EXERCISE DESCRIPTION >>
Exactly repeat the full listing that follows.

STORED DATA >>
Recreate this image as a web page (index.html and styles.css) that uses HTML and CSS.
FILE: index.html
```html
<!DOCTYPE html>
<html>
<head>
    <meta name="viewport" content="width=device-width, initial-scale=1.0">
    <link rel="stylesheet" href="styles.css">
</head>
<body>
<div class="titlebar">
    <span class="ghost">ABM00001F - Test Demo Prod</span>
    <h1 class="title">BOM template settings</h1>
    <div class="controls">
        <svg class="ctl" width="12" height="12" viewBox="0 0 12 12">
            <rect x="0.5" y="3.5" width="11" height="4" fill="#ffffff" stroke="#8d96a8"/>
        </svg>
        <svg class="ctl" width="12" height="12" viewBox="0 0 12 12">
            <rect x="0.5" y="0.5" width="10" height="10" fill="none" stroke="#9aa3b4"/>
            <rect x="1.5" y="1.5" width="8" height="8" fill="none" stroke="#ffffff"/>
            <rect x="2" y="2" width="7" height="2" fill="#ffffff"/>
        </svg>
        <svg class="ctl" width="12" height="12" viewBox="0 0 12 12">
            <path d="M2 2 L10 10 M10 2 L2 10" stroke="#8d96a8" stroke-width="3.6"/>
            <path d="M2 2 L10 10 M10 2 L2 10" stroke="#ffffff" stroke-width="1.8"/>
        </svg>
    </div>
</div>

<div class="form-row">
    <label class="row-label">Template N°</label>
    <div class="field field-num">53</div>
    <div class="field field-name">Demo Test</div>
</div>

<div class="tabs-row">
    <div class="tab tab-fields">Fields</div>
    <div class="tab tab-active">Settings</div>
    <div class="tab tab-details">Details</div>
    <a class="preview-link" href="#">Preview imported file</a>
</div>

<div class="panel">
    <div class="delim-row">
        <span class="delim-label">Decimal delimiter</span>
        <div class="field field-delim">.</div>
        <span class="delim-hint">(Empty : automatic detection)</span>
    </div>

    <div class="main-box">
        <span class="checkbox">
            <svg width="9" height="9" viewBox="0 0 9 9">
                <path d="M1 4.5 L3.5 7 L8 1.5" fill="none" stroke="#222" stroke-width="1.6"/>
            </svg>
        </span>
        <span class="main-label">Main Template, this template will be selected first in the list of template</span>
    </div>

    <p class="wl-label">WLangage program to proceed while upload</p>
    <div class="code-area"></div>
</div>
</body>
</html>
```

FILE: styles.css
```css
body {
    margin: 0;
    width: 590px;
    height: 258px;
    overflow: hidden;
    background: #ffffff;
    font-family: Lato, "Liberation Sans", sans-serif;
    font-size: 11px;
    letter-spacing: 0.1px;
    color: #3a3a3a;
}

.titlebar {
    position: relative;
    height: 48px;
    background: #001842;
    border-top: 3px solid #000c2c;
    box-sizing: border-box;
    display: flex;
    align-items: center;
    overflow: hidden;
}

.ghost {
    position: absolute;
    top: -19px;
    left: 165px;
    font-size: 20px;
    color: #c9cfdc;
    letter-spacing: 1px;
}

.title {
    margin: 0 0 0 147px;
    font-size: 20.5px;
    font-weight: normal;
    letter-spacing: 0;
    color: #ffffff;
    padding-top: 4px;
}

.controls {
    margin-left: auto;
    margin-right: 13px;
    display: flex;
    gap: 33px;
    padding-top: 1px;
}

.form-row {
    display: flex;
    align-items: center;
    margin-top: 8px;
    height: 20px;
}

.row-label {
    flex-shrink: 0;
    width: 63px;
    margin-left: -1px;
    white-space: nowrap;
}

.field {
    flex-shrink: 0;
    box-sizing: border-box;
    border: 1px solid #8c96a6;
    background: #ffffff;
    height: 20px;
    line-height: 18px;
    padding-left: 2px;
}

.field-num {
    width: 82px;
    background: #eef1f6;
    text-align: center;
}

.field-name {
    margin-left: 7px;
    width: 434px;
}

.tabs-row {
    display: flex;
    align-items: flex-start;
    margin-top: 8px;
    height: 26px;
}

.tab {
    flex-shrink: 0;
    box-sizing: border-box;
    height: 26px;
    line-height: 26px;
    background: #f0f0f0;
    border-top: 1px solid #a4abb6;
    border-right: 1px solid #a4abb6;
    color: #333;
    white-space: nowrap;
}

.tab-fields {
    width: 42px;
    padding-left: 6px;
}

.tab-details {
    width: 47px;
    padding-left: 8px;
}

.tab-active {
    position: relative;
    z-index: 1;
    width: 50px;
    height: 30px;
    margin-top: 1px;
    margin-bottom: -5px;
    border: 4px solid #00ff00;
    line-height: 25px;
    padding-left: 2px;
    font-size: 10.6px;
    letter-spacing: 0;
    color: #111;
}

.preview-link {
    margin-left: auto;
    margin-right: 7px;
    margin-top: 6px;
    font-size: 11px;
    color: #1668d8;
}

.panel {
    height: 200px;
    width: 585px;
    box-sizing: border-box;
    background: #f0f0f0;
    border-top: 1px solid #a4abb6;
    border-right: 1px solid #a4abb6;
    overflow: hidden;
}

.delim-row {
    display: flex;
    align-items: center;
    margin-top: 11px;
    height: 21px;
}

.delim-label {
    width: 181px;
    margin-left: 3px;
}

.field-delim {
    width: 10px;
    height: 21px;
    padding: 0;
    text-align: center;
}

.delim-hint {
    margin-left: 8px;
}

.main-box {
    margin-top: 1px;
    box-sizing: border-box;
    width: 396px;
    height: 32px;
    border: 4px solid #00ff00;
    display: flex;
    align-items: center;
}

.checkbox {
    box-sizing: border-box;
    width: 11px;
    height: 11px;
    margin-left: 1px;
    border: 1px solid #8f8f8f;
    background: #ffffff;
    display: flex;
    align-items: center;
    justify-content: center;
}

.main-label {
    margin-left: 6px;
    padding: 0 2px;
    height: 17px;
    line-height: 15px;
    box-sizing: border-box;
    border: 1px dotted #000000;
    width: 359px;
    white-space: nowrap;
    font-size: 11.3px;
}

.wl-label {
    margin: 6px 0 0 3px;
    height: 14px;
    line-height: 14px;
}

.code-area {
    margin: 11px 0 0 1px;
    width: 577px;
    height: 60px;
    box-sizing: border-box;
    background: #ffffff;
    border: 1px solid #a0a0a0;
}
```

COMPLETED TASK >>
Recreate this image as a web page (index.html and styles.css) that uses HTML and CSS.
FILE: index.html
```html
<!DOCTYPE html>
<html>
<head>
    <meta name="viewport" content="width=device-width, initial-scale=1.0">
    <link rel="stylesheet" href="styles.css">
</head>
<body>
<div class="titlebar">
    <span class="ghost">ABM00001F - Test Demo Prod</span>
    <h1 class="title">BOM template settings</h1>
    <div class="controls">
        <svg class="ctl" width="12" height="12" viewBox="0 0 12 12">
            <rect x="0.5" y="3.5" width="11" height="4" fill="#ffffff" stroke="#8d96a8"/>
        </svg>
        <svg class="ctl" width="12" height="12" viewBox="0 0 12 12">
            <rect x="0.5" y="0.5" width="10" height="10" fill="none" stroke="#9aa3b4"/>
            <rect x="1.5" y="1.5" width="8" height="8" fill="none" stroke="#ffffff"/>
            <rect x="2" y="2" width="7" height="2" fill="#ffffff"/>
        </svg>
        <svg class="ctl" width="12" height="12" viewBox="0 0 12 12">
            <path d="M2 2 L10 10 M10 2 L2 10" stroke="#8d96a8" stroke-width="3.6"/>
            <path d="M2 2 L10 10 M10 2 L2 10" stroke="#ffffff" stroke-width="1.8"/>
        </svg>
    </div>
</div>

<div class="form-row">
    <label class="row-label">Template N°</label>
    <div class="field field-num">53</div>
    <div class="field field-name">Demo Test</div>
</div>

<div class="tabs-row">
    <div class="tab tab-fields">Fields</div>
    <div class="tab tab-active">Settings</div>
    <div class="tab tab-details">Details</div>
    <a class="preview-link" href="#">Preview imported file</a>
</div>

<div class="panel">
    <div class="delim-row">
        <span class="delim-label">Decimal delimiter</span>
        <div class="field field-delim">.</div>
        <span class="delim-hint">(Empty : automatic detection)</span>
    </div>

    <div class="main-box">
        <span class="checkbox">
            <svg width="9" height="9" viewBox="0 0 9 9">
                <path d="M1 4.5 L3.5 7 L8 1.5" fill="none" stroke="#222" stroke-width="1.6"/>
            </svg>
        </span>
        <span class="main-label">Main Template, this template will be selected first in the list of template</span>
    </div>

    <p class="wl-label">WLangage program to proceed while upload</p>
    <div class="code-area"></div>
</div>
</body>
</html>
```

FILE: styles.css
```css
body {
    margin: 0;
    width: 590px;
    height: 258px;
    overflow: hidden;
    background: #ffffff;
    font-family: Lato, "Liberation Sans", sans-serif;
    font-size: 11px;
    letter-spacing: 0.1px;
    color: #3a3a3a;
}

.titlebar {
    position: relative;
    height: 48px;
    background: #001842;
    border-top: 3px solid #000c2c;
    box-sizing: border-box;
    display: flex;
    align-items: center;
    overflow: hidden;
}

.ghost {
    position: absolute;
    top: -19px;
    left: 165px;
    font-size: 20px;
    color: #c9cfdc;
    letter-spacing: 1px;
}

.title {
    margin: 0 0 0 147px;
    font-size: 20.5px;
    font-weight: normal;
    letter-spacing: 0;
    color: #ffffff;
    padding-top: 4px;
}

.controls {
    margin-left: auto;
    margin-right: 13px;
    display: flex;
    gap: 33px;
    padding-top: 1px;
}

.form-row {
    display: flex;
    align-items: center;
    margin-top: 8px;
    height: 20px;
}

.row-label {
    flex-shrink: 0;
    width: 63px;
    margin-left: -1px;
    white-space: nowrap;
}

.field {
    flex-shrink: 0;
    box-sizing: border-box;
    border: 1px solid #8c96a6;
    background: #ffffff;
    height: 20px;
    line-height: 18px;
    padding-left: 2px;
}

.field-num {
    width: 82px;
    background: #eef1f6;
    text-align: center;
}

.field-name {
    margin-left: 7px;
    width: 434px;
}

.tabs-row {
    display: flex;
    align-items: flex-start;
    margin-top: 8px;
    height: 26px;
}

.tab {
    flex-shrink: 0;
    box-sizing: border-box;
    height: 26px;
    line-height: 26px;
    background: #f0f0f0;
    border-top: 1px solid #a4abb6;
    border-right: 1px solid #a4abb6;
    color: #333;
    white-space: nowrap;
}

.tab-fields {
    width: 42px;
    padding-left: 6px;
}

.tab-details {
    width: 47px;
    padding-left: 8px;
}

.tab-active {
    position: relative;
    z-index: 1;
    width: 50px;
    height: 30px;
    margin-top: 1px;
    margin-bottom: -5px;
    border: 4px solid #00ff00;
    line-height: 25px;
    padding-left: 2px;
    font-size: 10.6px;
    letter-spacing: 0;
    color: #111;
}

.preview-link {
    margin-left: auto;
    margin-right: 7px;
    margin-top: 6px;
    font-size: 11px;
    color: #1668d8;
}

.panel {
    height: 200px;
    width: 585px;
    box-sizing: border-box;
    background: #f0f0f0;
    border-top: 1px solid #a4abb6;
    border-right: 1px solid #a4abb6;
    overflow: hidden;
}

.delim-row {
    display: flex;
    align-items: center;
    margin-top: 11px;
    height: 21px;
}

.delim-label {
    width: 181px;
    margin-left: 3px;
}

.field-delim {
    width: 10px;
    height: 21px;
    padding: 0;
    text-align: center;
}

.delim-hint {
    margin-left: 8px;
}

.main-box {
    margin-top: 1px;
    box-sizing: border-box;
    width: 396px;
    height: 32px;
    border: 4px solid #00ff00;
    display: flex;
    align-items: center;
}

.checkbox {
    box-sizing: border-box;
    width: 11px;
    height: 11px;
    margin-left: 1px;
    border: 1px solid #8f8f8f;
    background: #ffffff;
    display: flex;
    align-items: center;
    justify-content: center;
}

.main-label {
    margin-left: 6px;
    padding: 0 2px;
    height: 17px;
    line-height: 15px;
    box-sizing: border-box;
    border: 1px dotted #000000;
    width: 359px;
    white-space: nowrap;
    font-size: 11.3px;
}

.wl-label {
    margin: 6px 0 0 3px;
    height: 14px;
    line-height: 14px;
}

.code-area {
    margin: 11px 0 0 1px;
    width: 577px;
    height: 60px;
    box-sizing: border-box;
    background: #ffffff;
    border: 1px solid #a0a0a0;
}
```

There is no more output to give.